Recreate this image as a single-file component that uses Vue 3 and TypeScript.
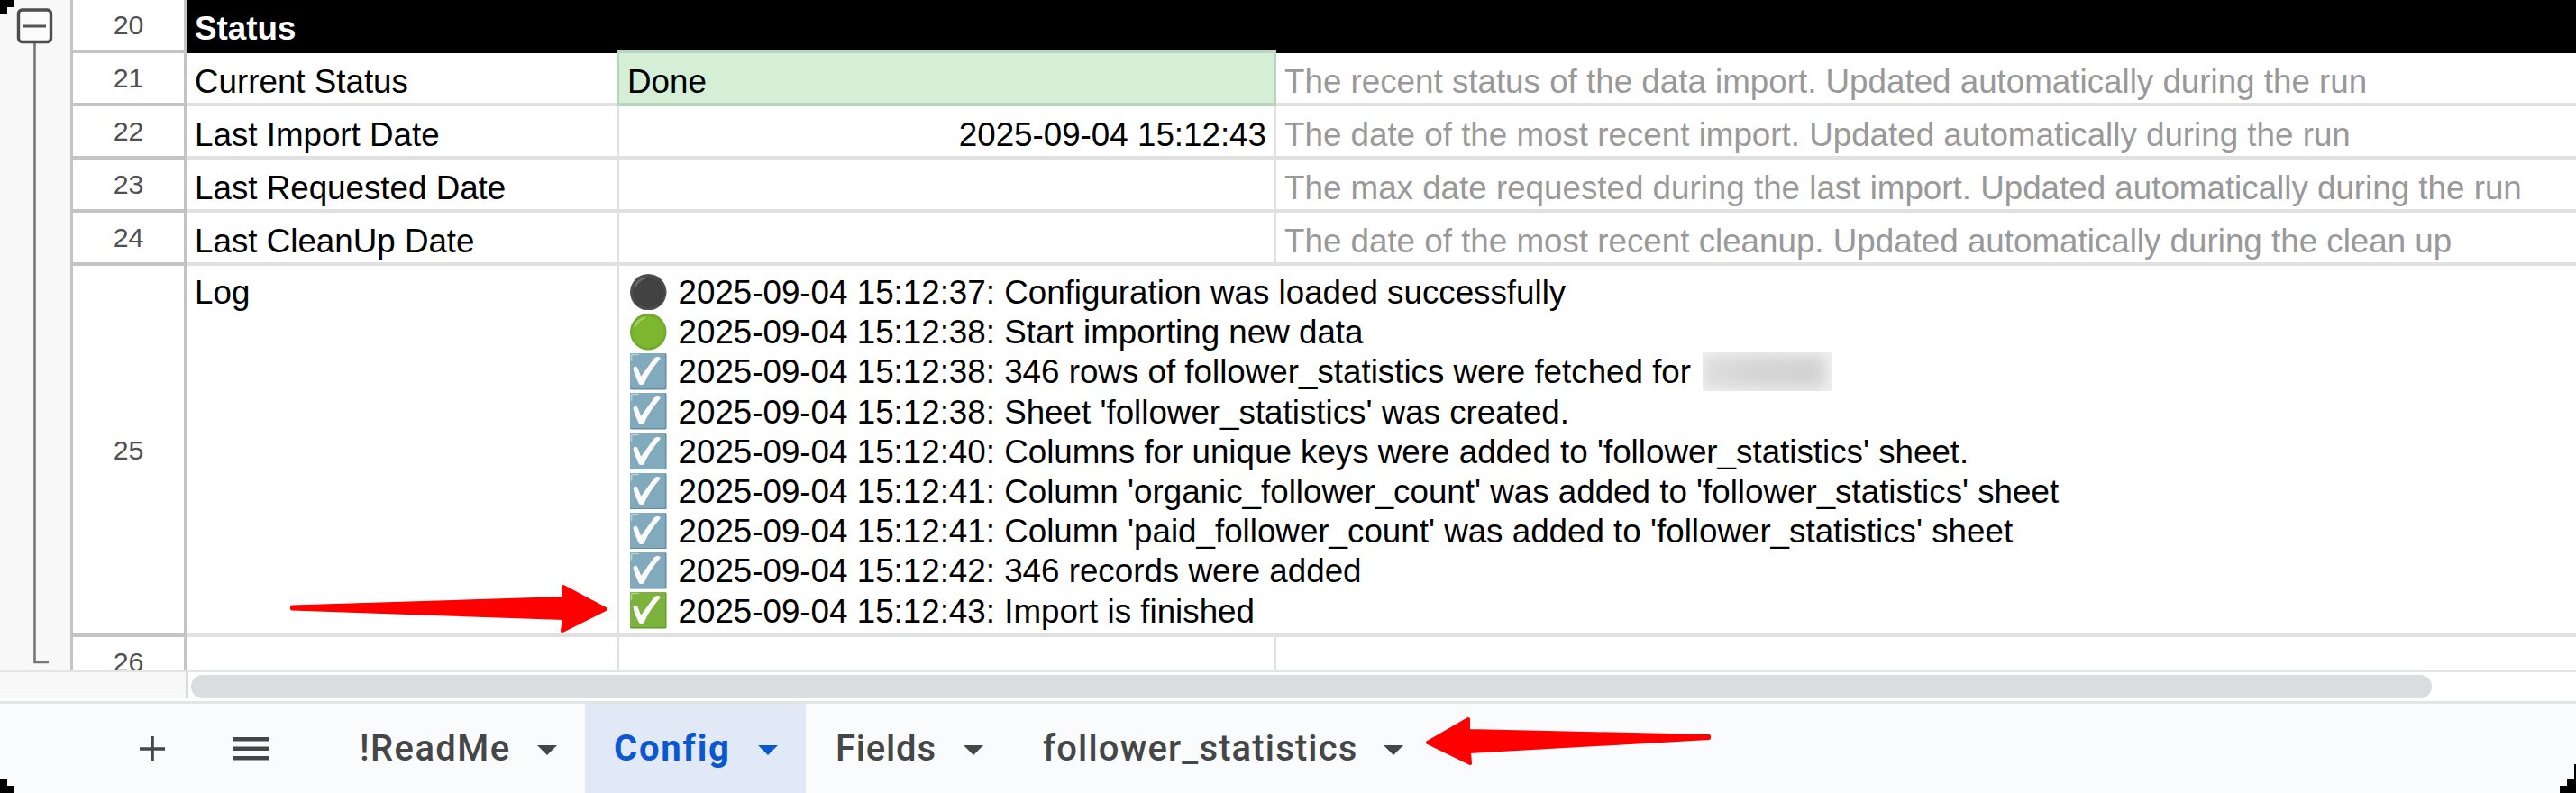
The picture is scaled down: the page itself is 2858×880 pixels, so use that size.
<script setup lang="ts">
interface Row { n: number; label: string; value?: string; note?: string; kind?: string }
interface LogLine { icon: 'dark' | 'green' | 'blue' | 'done'; text: string; redacted?: boolean }
interface Tab { name: string; key: string; active?: boolean }

const rows: Row[] = [
  { n: 21, label: 'Current Status', value: 'Done', note: 'The recent status of the data import. Updated automatically during the run', kind: 'done' },
  { n: 22, label: 'Last Import Date', value: '2025-09-04 15:12:43', note: 'The date of the most recent import. Updated automatically during the run', kind: 'right' },
  { n: 23, label: 'Last Requested Date', note: 'The max date requested during the last import. Updated automatically during the run' },
  { n: 24, label: 'Last CleanUp Date', note: 'The date of the most recent cleanup. Updated automatically during the clean up' },
]
const log: LogLine[] = [
  { icon: 'dark', text: '2025-09-04 15:12:37: Configuration was loaded successfully' },
  { icon: 'green', text: '2025-09-04 15:12:38: Start importing new data' },
  { icon: 'blue', text: '2025-09-04 15:12:38: 346 rows of follower_statistics were fetched for', redacted: true },
  { icon: 'blue', text: "2025-09-04 15:12:38: Sheet 'follower_statistics' was created." },
  { icon: 'blue', text: "2025-09-04 15:12:40: Columns for unique keys were added to 'follower_statistics' sheet." },
  { icon: 'blue', text: "2025-09-04 15:12:41: Column 'organic_follower_count' was added to 'follower_statistics' sheet" },
  { icon: 'blue', text: "2025-09-04 15:12:41: Column 'paid_follower_count' was added to 'follower_statistics' sheet" },
  { icon: 'blue', text: '2025-09-04 15:12:42: 346 records were added' },
  { icon: 'done', text: '2025-09-04 15:12:43: Import is finished' },
]
const tabs: Tab[] = [
  { name: '!ReadMe', key: 'readme' },
  { name: 'Config', key: 'config', active: true },
  { name: 'Fields', key: 'fields' },
  { name: 'follower_statistics', key: 'stats' },
]
</script>

<template>
  <div class="app">
    <svg class="defs" width="0" height="0">
      <defs>
        <radialGradient id="g-dark" cx=".5" cy=".5" r=".5"><stop offset=".8" stop-color="#424242" /><stop offset="1" stop-color="#535353" /></radialGradient>
        <radialGradient id="g-green" cx=".5" cy=".5" r=".5"><stop offset=".8" stop-color="#7cb72f" /><stop offset="1" stop-color="#6ba329" /></radialGradient>
      </defs>
    </svg>

    <div class="sheet">
      <div class="outline">
        <svg width="77" height="743" viewBox="0 0 77 743" fill="none">
          <path d="M38.500 47V735H54" stroke="#777" stroke-width="2.6" />
          <rect x="20.500" y="11" width="36" height="35.500" rx="4" fill="#fbfbfb" stroke="#4d4d4d" stroke-width="3.4" />
          <path d="M26 29H51" stroke="#555" stroke-width="3" />
        </svg>
      </div>
      <div class="grid">
        <div class="row">
          <div class="num">20</div>
          <div class="band">Status</div>
        </div>
        <div v-for="r in rows" :key="r.n" class="row">
          <div class="num">{{ r.n }}</div>
          <div class="cell a">{{ r.label }}</div>
          <div class="cell b" :class="r.kind">{{ r.value }}</div>
          <div class="cell c">{{ r.note }}</div>
        </div>
        <div class="row tall">
          <div class="num">25</div>
          <div class="cell a">Log</div>
          <div class="log">
            <div v-for="(l, i) in log" :key="i" class="line">
              <svg class="emoji" viewBox="0 0 40 40">
                <template v-if="l.icon === 'dark' || l.icon === 'green'">
                  <circle cx="20" cy="20" r="20" :fill="l.icon === 'dark' ? 'url(#g-dark)' : 'url(#g-green)'" />
                  <path d="M5.500 14C7.500 9 11 5.800 16 4.500" fill="none" :stroke="l.icon === 'dark' ? '#6c6c6c' : '#a5d268'" stroke-width="2.4" stroke-linecap="round" />
                </template>
                <template v-else>
                  <rect width="40" height="40" rx="1.6" :fill="l.icon === 'blue' ? '#5f8da3' : '#5f9b28'" />
                  <rect width="38.600" height="38.400" rx="1.4" :fill="l.icon === 'blue' ? '#82aabd' : '#7cb33c'" />
                  <path d="M1.500 8V3Q1.500 1.500 3 1.500H9" fill="none" :stroke="l.icon === 'blue' ? '#b3d0db' : '#b0d77c'" stroke-width="1.6" stroke-linecap="round" />
                  <path d="M3.500 17C3.500 14 7.500 13.500 8.500 16.500L12 25.500L26.500 5.500C28.500 3 34.500 3.500 33 6.500C25.500 15 19.500 24 15.500 33C14.500 35.200 10.500 35.200 9.500 33C7 27.500 4.500 22 3.500 17Z" fill="#fafafa" />
                </template>
              </svg>
              <span class="text">{{ l.text }}</span>
              <span v-if="l.redacted" class="redacted"></span>
            </div>
          </div>
        </div>
        <div class="row">
          <div class="num">26</div>
          <div class="cell a"></div>
          <div class="cell b"></div>
          <div class="cell c"></div>
        </div>
      </div>
    </div>

    <div class="scroll">
      <div class="corner"></div>
      <div class="thumb"></div>
    </div>

    <div class="tabs">
      <svg class="plus" viewBox="0 0 28 28"><path d="M14 0V28M0 14H28" stroke="#444746" stroke-width="3.6" /></svg>
      <svg class="menu" viewBox="0 0 40 26"><path d="M0 2.300H40M0 12.800H40M0 23.300H40" stroke="#444746" stroke-width="4.4" /></svg>
      <div v-for="t in tabs" :key="t.key" class="tab" :class="[t.key, { active: t.active }]">
        <span>{{ t.name }}</span>
        <svg class="caret" viewBox="0 0 22 11"><path d="M0 0H22L11 11Z" fill="currentColor" /></svg>
      </div>
    </div>

    <svg class="overlay" viewBox="0 0 2858 880">
      <g fill="#f00" stroke="#f00" stroke-width="4" stroke-linejoin="round">
        <path d="M324 673.500L626 664L625 651L672 676L624 700L626 686L324 675.500Z" />
        <path d="M1896 817L1629 811L1629 798L1584 824L1631 847L1630 834L1896 819Z" />
      </g>
      <g fill="#000" shape-rendering="crispEdges">
        <path d="M0 0H16V8H8V16H0Z" />
        <path d="M0 864H8V872H16V880H0Z" />
        <path d="M2858 848H2856V864H2848V872H2840V880H2858Z" />
      </g>
    </svg>
  </div>
</template>

<style>
body { margin: 0; overflow: hidden; }
</style>

<style scoped>
.app { position: relative; width: 2858px; height: 880px; overflow: hidden; background: #fff; color: #000; font-family: "Liberation Sans", Arial, sans-serif; display: flex; flex-direction: column; }
.app * { box-sizing: border-box; }
.defs { position: absolute; }
.sheet { display: flex; height: 743px; overflow: hidden; }
.outline { width: 81px; border-right: 3px solid #c4c4c4; background: #f8f8f8; flex: none; }
.outline svg { display: block; }
.grid { flex: 1; min-width: 0; }
.row { display: flex; height: 59px; font-size: 36.75px; line-height: 42px; white-space: nowrap; }
.num { width: 127px; flex: none; border-right: 4px solid #c4c4c4; border-bottom: 4px solid #c4c4c4; font-size: 30.3px; color: #505050; text-align: center; line-height: 54px; padding-top: 1px; }
.band { flex: 1; background: #000; color: #fff; font-weight: 700; padding: 11px 0 0 8px; }
.cell { border-bottom: 4px solid #e1e1e1; border-right: 3px solid #e1e1e1; padding-top: 11px; }
.a { width: 479px; padding-left: 8px; }
.b { width: 729px; padding-left: 9px; }
.c { flex: 1; border-right: 0; padding-left: 9px; color: #999; }
.b.done { background: #d5efd7; border: solid #b9d3bf; border-width: 4px 3px; margin: -4px 0 0 -3px; width: 732px; height: 63px; padding-left: 9px; position: relative; }
.b.right { text-align: right; padding-right: 8px; }
.tall { height: 412px; }
.tall .num { line-height: 407px; }
.tall .a { padding-top: 9px; }
.log { flex: 1; border-bottom: 4px solid #e1e1e1; padding: 7px 0 0 12px; }
.line { height: 44.2px; display: flex; align-items: center; }
.text { padding-top: 2px; }
.emoji { width: 40.5px; height: 40.5px; margin-right: 13px; flex: none; }
.redacted { width: 143px; height: 43px; margin-left: 13px; background: linear-gradient(90deg, #dedede, #d5d5d5 40%, #d2d2d2); box-shadow: inset -4px 0 16px 3px #f2f2f2; }
.scroll { height: 38px; border-top: 3px solid #e3e5e5; border-bottom: 3px solid #e3e5e5; display: flex; }
.corner { width: 209px; border-right: 3px solid #d9d9d9; background: #f8f8f8; height: 29px; }
.thumb { width: 2486px; height: 26px; margin: 3px 0 0 3px; border-radius: 13px; background: #dadce0; }
.tabs { flex: 1; background: #f9fbfd; display: flex; align-items: center; color: #444746; }
.plus { width: 28px; height: 28px; margin-left: 155px; }
.menu { width: 40px; height: 26px; margin-left: 75px; }
.tab { height: 99px; flex: none; display: flex; align-items: center; justify-content: space-between; font: 500 40px Roboto, sans-serif; }
.caret { width: 22px; height: 11px; margin-top: 4px; }
.tab.active { color: #0b57d0; background: #e1e9f7; font-weight: 700; }
.readme { margin-left: 101px; width: 250px; padding-right: 31px; letter-spacing: 1.4px; }
.config { width: 245px; padding: 0 31px 0 32px; letter-spacing: 1.8px; }
.fields { width: 230px; padding: 0 33px; letter-spacing: .8px; }
.stats { width: 466px; padding: 0 33px; letter-spacing: 1.15px; }
.overlay { position: absolute; inset: 0; width: 2858px; height: 880px; pointer-events: none; }
</style>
^^^^^^^^^^^^^^^^
**Exercise instructions**
Copy nothing but the lines from the first one in the listing through the line with "string; key: string;", and omit the pictures.

**Answer to the exercise**
Recreate this image as a single-file component that uses Vue 3 and TypeScript.
The picture is scaled down: the page itself is 2858×880 pixels, so use that size.
<script setup lang="ts">
interface Row { n: number; label: string; value?: string; note?: string; kind?: string }
interface LogLine { icon: 'dark' | 'green' | 'blue' | 'done'; text: string; redacted?: boolean }
interface Tab { name: string; key: string; active?: boolean }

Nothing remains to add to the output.